[Pages as source code]
## Begin

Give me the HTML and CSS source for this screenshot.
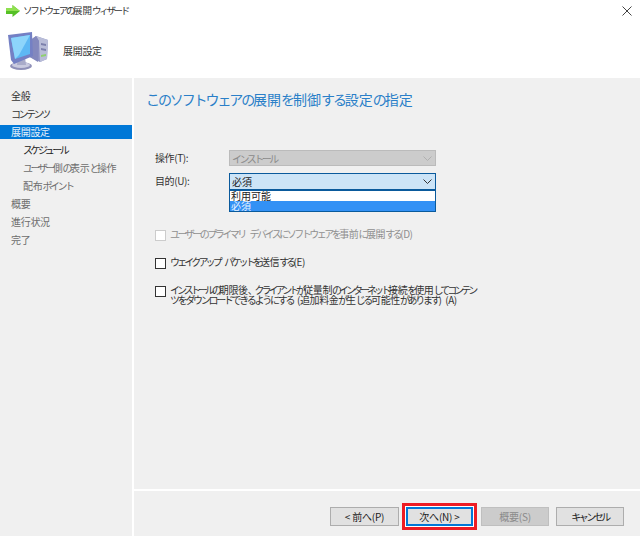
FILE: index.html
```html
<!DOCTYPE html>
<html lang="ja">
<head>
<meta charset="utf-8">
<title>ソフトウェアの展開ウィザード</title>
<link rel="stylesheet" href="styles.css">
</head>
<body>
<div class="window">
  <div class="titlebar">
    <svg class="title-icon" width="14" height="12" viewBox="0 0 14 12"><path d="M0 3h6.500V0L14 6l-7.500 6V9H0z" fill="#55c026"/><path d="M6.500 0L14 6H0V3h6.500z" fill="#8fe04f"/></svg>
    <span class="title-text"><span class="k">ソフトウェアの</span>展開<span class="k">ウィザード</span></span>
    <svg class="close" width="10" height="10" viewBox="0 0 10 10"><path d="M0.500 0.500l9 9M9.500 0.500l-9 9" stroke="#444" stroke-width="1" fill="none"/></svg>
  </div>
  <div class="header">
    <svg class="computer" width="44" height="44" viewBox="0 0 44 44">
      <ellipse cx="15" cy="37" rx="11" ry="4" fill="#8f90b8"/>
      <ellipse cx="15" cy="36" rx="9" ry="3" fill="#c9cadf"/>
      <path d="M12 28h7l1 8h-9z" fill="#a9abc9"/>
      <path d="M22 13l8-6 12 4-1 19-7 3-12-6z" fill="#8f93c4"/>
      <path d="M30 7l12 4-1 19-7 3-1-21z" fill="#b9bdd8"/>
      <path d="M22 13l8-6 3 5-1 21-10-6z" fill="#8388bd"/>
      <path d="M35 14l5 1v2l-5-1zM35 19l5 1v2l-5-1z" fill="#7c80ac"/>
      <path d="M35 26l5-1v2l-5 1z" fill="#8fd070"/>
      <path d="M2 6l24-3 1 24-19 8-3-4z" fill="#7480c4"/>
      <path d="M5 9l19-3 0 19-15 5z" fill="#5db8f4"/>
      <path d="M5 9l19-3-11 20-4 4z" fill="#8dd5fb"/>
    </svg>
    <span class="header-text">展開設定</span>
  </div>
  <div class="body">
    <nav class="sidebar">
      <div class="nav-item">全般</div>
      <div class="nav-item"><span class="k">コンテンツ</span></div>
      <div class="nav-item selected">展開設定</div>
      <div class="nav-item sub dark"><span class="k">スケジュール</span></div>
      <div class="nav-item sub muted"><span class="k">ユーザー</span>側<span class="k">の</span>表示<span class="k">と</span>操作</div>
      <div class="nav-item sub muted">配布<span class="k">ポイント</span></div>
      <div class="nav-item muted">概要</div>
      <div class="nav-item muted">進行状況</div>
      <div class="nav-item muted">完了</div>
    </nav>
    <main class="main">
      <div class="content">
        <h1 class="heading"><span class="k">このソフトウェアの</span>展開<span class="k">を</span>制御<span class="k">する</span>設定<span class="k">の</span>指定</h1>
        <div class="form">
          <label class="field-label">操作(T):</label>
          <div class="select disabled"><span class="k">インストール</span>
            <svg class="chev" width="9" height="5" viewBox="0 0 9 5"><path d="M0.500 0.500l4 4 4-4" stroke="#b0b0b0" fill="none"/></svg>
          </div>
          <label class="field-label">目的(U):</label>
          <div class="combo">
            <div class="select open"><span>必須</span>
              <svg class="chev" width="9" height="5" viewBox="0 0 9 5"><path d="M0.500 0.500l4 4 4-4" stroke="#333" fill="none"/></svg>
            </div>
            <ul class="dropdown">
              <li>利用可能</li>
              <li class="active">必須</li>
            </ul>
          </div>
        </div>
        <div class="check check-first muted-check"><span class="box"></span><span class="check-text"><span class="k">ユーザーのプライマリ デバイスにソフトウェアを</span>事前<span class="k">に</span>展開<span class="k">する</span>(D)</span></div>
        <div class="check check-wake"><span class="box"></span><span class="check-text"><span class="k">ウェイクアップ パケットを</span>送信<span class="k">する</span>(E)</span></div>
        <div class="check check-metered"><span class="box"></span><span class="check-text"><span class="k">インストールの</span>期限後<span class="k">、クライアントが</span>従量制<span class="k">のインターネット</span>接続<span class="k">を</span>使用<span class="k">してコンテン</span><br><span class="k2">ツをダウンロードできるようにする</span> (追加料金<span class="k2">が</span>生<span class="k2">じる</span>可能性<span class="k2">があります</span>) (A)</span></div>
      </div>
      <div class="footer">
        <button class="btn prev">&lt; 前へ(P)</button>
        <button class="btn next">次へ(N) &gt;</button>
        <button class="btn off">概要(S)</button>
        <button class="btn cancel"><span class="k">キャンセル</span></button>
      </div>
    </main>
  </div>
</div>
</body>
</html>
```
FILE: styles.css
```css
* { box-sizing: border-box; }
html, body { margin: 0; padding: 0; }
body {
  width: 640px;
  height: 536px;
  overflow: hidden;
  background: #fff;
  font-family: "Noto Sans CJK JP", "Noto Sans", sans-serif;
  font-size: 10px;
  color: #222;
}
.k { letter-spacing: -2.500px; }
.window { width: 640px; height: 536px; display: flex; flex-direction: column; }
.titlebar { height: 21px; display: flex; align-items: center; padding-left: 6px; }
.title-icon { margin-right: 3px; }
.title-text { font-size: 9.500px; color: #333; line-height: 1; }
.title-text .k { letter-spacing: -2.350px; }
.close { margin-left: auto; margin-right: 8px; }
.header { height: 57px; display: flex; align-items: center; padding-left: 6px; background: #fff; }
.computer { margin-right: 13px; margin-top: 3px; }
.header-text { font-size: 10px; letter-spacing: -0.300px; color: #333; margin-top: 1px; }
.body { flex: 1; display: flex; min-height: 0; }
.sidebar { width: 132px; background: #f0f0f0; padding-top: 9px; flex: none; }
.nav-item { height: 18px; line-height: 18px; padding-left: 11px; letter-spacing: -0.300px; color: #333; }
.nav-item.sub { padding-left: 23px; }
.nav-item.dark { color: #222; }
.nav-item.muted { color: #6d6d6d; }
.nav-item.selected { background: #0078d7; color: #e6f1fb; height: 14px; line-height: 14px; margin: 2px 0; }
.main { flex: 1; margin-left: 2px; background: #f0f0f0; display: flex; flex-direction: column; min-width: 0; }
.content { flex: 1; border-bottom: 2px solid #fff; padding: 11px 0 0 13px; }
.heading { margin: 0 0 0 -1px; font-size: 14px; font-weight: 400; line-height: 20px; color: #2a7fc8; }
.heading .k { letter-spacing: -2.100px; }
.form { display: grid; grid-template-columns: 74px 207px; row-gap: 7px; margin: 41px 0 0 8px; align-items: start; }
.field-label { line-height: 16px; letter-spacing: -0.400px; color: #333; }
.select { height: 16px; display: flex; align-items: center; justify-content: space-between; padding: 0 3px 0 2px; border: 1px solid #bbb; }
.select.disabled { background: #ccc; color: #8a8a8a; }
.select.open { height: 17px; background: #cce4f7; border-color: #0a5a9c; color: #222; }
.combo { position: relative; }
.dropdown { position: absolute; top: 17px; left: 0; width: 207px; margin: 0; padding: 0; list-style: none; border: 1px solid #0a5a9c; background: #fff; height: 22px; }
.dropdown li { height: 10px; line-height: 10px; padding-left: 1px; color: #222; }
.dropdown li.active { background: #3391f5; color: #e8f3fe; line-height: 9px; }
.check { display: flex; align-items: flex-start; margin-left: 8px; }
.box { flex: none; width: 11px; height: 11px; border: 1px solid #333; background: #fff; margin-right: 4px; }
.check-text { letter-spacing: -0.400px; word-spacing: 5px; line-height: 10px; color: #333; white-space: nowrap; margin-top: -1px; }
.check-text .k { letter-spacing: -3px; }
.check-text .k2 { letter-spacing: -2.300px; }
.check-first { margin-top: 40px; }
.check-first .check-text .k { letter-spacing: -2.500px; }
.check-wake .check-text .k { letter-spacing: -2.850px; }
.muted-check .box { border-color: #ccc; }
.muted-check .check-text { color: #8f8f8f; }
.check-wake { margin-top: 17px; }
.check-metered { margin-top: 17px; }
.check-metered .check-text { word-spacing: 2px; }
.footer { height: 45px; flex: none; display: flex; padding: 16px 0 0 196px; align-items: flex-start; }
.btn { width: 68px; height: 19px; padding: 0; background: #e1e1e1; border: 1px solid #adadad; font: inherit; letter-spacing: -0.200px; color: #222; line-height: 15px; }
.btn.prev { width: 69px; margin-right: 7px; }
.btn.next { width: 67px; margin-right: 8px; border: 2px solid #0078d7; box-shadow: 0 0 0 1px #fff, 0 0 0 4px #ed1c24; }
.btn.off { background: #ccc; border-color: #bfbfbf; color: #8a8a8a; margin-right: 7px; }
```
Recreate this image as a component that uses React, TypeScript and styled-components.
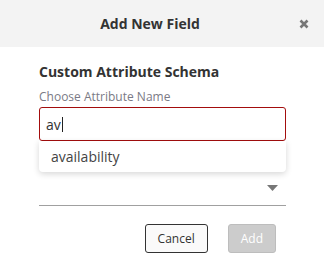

## End

Given instruction
Look for the word "this" and return every line where it occurs.

Exercise response
Give me the HTML and CSS source for this screenshot.
Recreate this image as a component that uses React, TypeScript and styled-components.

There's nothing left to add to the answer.